Humphrey Jaeger – Production Designer
Humphrey Jaeger’s feature credits include Eric Styles’ “Dreaming of Joseph Lees”
and “Relative Values”; “Not Afraid, Not Afraid” starring Dianne Weist; the
psychological horror film “LD-50” and Courtney Solomon’s acclaimed horror film “An

American Haunting” starring Donald Sutherland, Sissy Spacek and Rachel Hurd-
Wood.
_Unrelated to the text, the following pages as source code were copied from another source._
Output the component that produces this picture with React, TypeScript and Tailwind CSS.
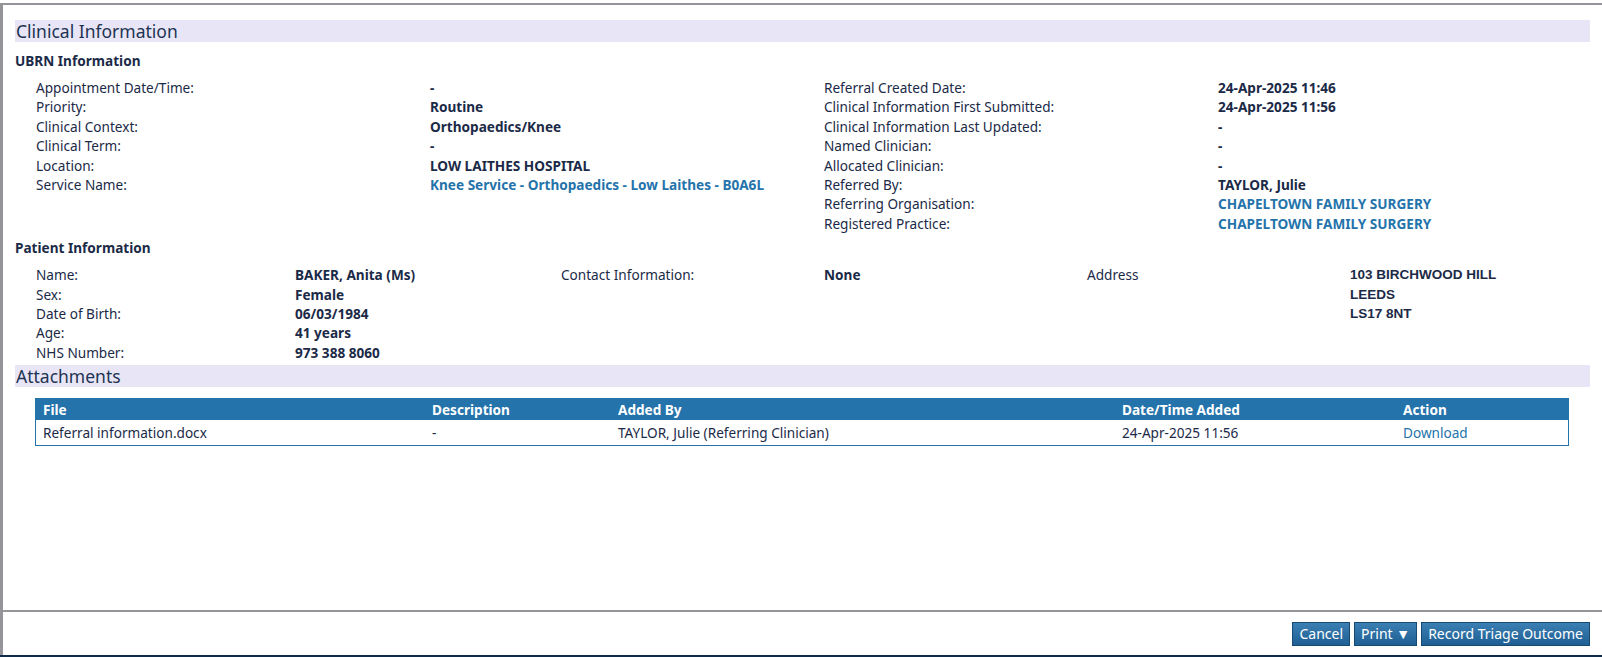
import React from "react";

const F = { fontFamily: '"Noto Sans", "Open Sans", sans-serif' };
const navy = "text-[#1b2a47]";

function Row({ l, v, link }: { l: string; v: string; link?: boolean }) {
  return (
    <>
      <div className="h-[19.4px] leading-[19.4px] whitespace-nowrap">{l}</div>
      <div className={`h-[19.4px] leading-[19.4px] font-bold whitespace-nowrap ${link ? "text-[#2473ab]" : ""}`}>{v}</div>
    </>
  );
}

export default function App() {
  const left = [
    ["Appointment Date/Time:", "-"],
    ["Priority:", "Routine"],
    ["Clinical Context:", "Orthopaedics/Knee"],
    ["Clinical Term:", "-"],
    ["Location:", "LOW LAITHES HOSPITAL"],
    ["Service Name:", "Knee Service - Orthopaedics - Low Laithes - B0A6L", "1"],
  ];
  const right = [
    ["Referral Created Date:", "24-Apr-2025 11:46"],
    ["Clinical Information First Submitted:", "24-Apr-2025 11:56"],
    ["Clinical Information Last Updated:", "-"],
    ["Named Clinician:", "-"],
    ["Allocated Clinician:", "-"],
    ["Referred By:", "TAYLOR, Julie"],
    ["Referring Organisation:", "CHAPELTOWN FAMILY SURGERY", "1"],
    ["Registered Practice:", "CHAPELTOWN FAMILY SURGERY", "1"],
  ];
  const btn =
    "h-[24px] px-[6px] text-[14px] text-white bg-gradient-to-b from-[#3b7fb3] to-[#1f5f93] border border-[#174a72] leading-[22px]";
  const cols = "grid grid-cols-[389px_186px_504px_281px_1fr]";
  return (
    <div style={F} className={`h-[657px] w-[1602px] bg-white flex flex-col text-[13.6px] ${navy} overflow-hidden`}>
      <div className="h-[3px]" />
      <div className="flex-1 flex flex-col border-t-2 border-l-[3px] border-[#959499] min-h-0">
        <div className="flex-1 pl-[12px] pr-[12px] pt-[15px]">
          <div className="h-[22px] bg-[#e8e6f6] pl-[1px] text-[17.5px] leading-[22px] text-[#1e3352]">Clinical Information</div>
          <div className="font-bold mt-[9px] h-[19px] leading-[19px]">UBRN Information</div>
          <div className="flex mt-[8px] pl-[21px]">
            <div className="grid grid-cols-[394px_394px] content-start">
              {left.map((r) => <Row key={r[0]} l={r[0]} v={r[1]} link={!!r[2]} />)}
            </div>
            <div className="grid grid-cols-[394px_300px] content-start">
              {right.map((r) => <Row key={r[0]} l={r[0]} v={r[1]} link={!!r[2]} />)}
            </div>
          </div>
          <div className="font-bold mt-[5px] h-[19px] leading-[19px]">Patient Information</div>
          <div className="flex mt-[8px] pl-[21px]">
            <div className="grid grid-cols-[259px_266px] content-start">
              <Row l="Name:" v="BAKER, Anita (Ms)" />
              <Row l="Sex:" v="Female" />
              <Row l="Date of Birth:" v="06/03/1984" />
              <Row l="Age:" v="41 years" />
              <Row l="NHS Number:" v="973 388 8060" />
            </div>
            <div className="grid grid-cols-[263px_263px] content-start">
              <Row l="Contact Information:" v="None" />
            </div>
            <div className="grid grid-cols-[263px_200px] content-start">
              <div className="leading-[19.4px]">Address</div>
              <div className="font-bold leading-[19.4px] text-[13.5px]" style={{ fontFamily: '"Liberation Sans", Arial, sans-serif' }}>
                <div>103 BIRCHWOOD HILL</div>
                <div>LEEDS</div>
                <div>LS17 8NT</div>
              </div>
            </div>
          </div>
          <div className="h-[22px] mt-[3px] bg-[#e8e6f6] pl-[1px] text-[17.5px] leading-[22px] text-[#1e3352]">Attachments</div>
          <div className="ml-[20px] mr-[21px] mt-[11px] border border-[#2473ab]">
            <div className={`${cols} bg-[#2473ab] text-white font-bold h-[21px] leading-[21px] pl-[7px]`}>
              <div>File</div><div>Description</div><div>Added By</div><div>Date/Time Added</div><div>Action</div>
            </div>
            <div className={`${cols} h-[25px] leading-[25px] pl-[7px]`}>
              <div>Referral information.docx</div><div>-</div><div>TAYLOR, Julie (Referring Clinician)</div><div>24-Apr-2025 11:56</div>
              <div className="text-[#2473ab]">Download</div>
            </div>
          </div>
        </div>
        <div className="h-[45px] border-t-2 border-[#959499] flex justify-end items-start pt-[10px] pr-[12px] gap-[4px]">
          <button className={btn}>Cancel</button>
          <button className={btn}>Print ▼</button>
          <button className={btn}>Record Triage Outcome</button>
        </div>
      </div>
      <div className="h-[2px] bg-[#0f2d4a]" />
    </div>
  );
}
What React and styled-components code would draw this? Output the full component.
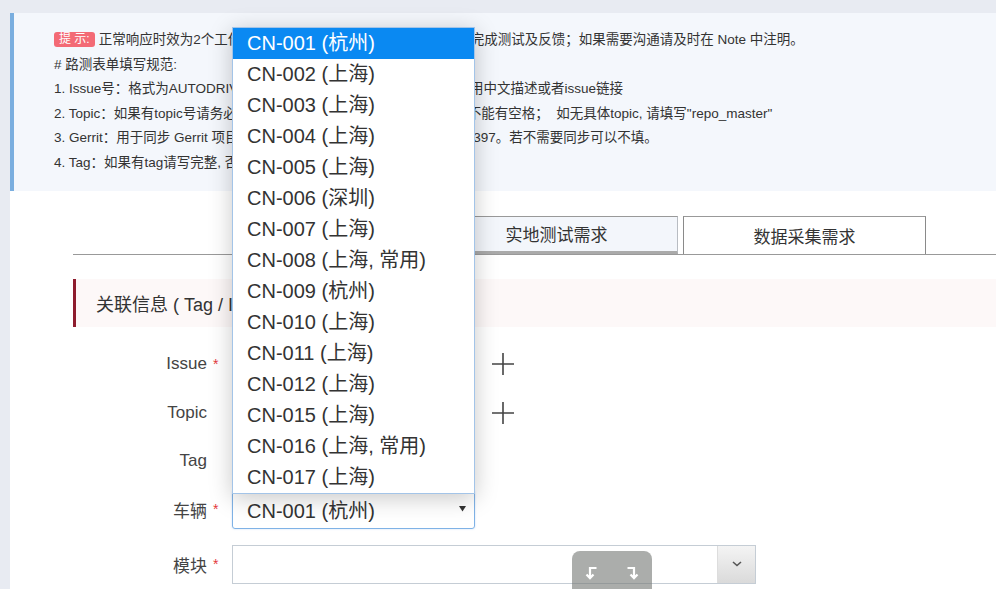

Jaeger’s television work includes the BAFTA Award winning “The Lives and
Loves of a She Devil”, “Benedict Arnold: A Question of Honour” starring Kelsey
Grammar and Aidan Quinn and the award winning drama series “Belonging I and II”.
He is currently working in Norway on Robert Young’s “Wide Blue Yonder” starring
Brian Cox, Lauren Bacall and James Fox.

Maggie Donnelly – Costume Designer
Costume Designer Maggie Donnelly’s feature credits include the horror/thriller drama
"WAZ" starring Stellan Skarsgard and Melissa George, the award winning “Freeze
Frame” directed by John Simpson with Lee Evans and Sean McGinley and “A
Further Gesture” starring Stephen Rea, Alfred Molina and Brendan Gleeson. Her
television credits include Mike Leigh’s “Four Days in July”, Alan Clarke’s highly
acclaimed drama “Elephant” and the long-running award winning Ballykissangel.